Rows from a dataset of pages and code:
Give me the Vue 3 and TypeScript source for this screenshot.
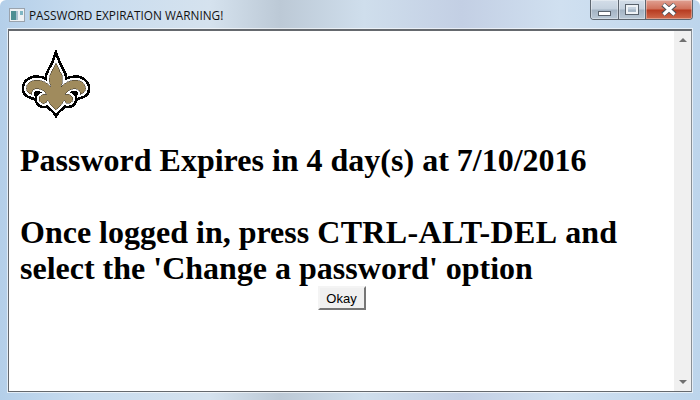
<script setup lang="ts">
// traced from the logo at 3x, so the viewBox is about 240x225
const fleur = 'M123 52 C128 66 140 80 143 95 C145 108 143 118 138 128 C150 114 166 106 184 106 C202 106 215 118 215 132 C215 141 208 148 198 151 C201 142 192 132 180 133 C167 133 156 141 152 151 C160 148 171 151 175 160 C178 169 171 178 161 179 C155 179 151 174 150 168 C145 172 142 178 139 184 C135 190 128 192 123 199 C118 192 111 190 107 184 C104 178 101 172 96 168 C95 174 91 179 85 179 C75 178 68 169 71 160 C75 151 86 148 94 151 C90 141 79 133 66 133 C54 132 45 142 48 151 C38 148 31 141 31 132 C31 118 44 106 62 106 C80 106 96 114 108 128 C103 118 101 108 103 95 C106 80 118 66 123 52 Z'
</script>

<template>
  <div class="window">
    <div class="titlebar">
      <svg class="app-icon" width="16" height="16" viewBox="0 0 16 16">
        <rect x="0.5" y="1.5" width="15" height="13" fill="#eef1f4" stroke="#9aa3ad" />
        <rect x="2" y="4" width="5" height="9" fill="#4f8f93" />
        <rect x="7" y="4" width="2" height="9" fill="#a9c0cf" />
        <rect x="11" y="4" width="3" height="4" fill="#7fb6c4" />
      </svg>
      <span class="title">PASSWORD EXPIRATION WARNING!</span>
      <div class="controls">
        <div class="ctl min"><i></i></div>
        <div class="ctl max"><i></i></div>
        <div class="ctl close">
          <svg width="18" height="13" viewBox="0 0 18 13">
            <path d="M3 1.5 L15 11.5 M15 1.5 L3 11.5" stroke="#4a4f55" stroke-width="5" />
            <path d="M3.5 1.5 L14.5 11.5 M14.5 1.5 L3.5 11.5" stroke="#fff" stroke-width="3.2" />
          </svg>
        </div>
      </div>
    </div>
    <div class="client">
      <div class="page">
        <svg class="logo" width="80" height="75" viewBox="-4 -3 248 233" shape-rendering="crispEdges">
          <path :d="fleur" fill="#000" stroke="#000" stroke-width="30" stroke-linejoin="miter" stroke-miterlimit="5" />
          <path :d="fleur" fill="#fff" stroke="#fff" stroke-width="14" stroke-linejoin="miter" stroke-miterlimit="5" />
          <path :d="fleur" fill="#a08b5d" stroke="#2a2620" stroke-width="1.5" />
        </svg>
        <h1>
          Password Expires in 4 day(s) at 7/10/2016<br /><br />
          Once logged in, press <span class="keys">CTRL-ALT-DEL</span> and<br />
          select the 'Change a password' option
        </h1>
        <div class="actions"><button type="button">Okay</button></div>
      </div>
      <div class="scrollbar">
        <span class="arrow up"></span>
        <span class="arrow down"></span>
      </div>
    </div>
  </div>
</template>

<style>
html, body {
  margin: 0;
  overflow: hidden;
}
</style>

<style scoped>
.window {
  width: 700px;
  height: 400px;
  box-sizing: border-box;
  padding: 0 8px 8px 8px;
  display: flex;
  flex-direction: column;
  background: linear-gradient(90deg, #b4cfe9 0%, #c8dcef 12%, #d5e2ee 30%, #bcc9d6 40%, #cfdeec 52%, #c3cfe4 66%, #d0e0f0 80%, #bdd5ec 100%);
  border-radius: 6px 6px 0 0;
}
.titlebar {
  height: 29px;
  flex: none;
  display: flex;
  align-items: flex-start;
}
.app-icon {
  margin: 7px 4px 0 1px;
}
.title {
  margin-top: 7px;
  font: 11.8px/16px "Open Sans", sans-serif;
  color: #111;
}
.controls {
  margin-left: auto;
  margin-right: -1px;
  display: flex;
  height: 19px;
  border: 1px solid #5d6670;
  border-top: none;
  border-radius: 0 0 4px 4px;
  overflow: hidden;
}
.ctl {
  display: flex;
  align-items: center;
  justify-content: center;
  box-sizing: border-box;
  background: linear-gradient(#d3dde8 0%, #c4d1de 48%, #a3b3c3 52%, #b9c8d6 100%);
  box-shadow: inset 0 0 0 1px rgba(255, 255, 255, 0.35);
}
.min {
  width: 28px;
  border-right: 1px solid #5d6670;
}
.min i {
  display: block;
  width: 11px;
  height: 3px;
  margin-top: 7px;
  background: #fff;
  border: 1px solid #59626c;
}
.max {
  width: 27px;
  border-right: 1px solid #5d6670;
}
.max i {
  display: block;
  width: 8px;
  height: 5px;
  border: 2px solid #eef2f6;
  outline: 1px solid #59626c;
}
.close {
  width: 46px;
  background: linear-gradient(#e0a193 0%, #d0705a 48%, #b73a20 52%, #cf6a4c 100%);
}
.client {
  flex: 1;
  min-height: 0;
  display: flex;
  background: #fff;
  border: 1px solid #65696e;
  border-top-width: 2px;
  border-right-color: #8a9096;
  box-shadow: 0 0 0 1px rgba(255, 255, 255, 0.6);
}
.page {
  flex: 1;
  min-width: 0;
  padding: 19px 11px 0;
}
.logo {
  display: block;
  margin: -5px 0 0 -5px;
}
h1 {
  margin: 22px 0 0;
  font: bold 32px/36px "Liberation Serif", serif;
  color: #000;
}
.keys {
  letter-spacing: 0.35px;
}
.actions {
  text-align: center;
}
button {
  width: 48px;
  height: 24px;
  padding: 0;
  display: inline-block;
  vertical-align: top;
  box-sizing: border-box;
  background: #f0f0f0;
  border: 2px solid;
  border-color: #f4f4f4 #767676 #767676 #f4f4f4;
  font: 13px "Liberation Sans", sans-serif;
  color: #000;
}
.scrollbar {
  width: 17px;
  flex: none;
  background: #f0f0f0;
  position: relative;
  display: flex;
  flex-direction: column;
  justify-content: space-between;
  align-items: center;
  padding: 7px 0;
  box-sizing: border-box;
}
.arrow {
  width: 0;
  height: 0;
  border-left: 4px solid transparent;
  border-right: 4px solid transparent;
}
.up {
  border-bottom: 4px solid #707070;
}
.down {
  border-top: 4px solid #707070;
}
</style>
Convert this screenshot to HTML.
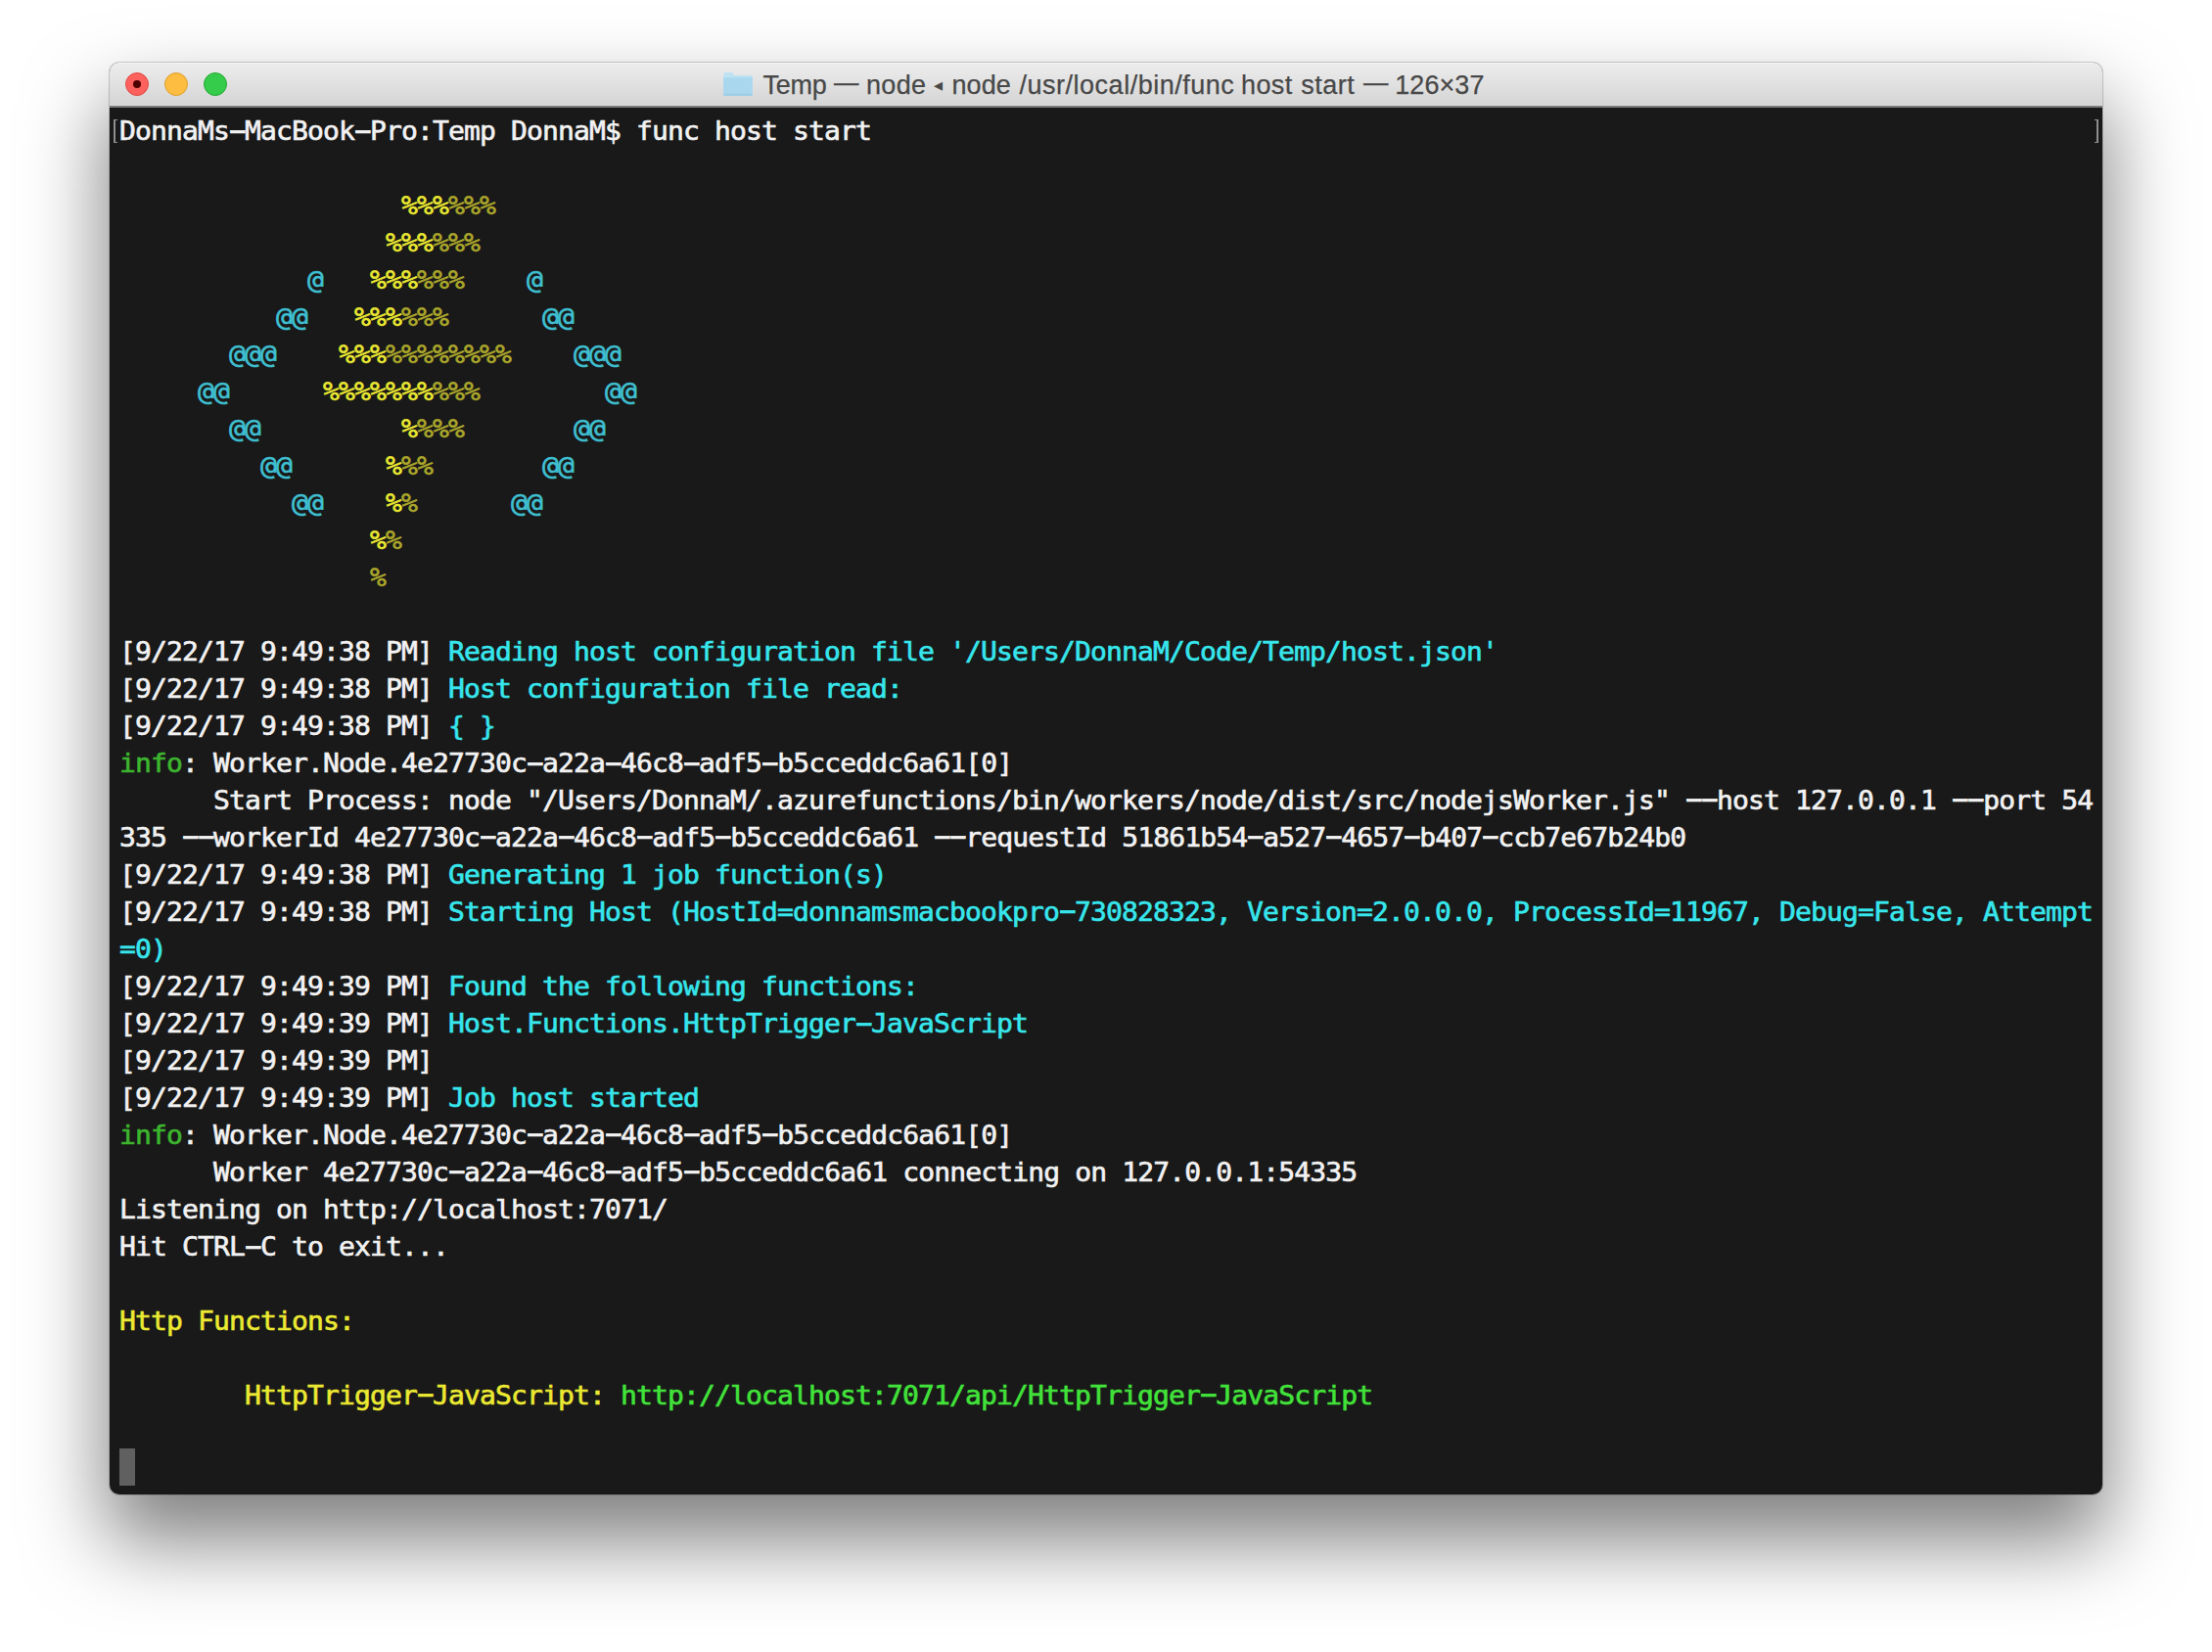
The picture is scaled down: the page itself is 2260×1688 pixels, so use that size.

> **PROBLEM DETAILS**: Restate verbatim the lines running from the line with "Convert this screenshot to HTML." through the end of the material; both ends count, and images are omitted.

> **ANSWER TO THE TASK**:
Convert this screenshot to HTML.
The picture is scaled down: the page itself is 2260×1688 pixels, so use that size.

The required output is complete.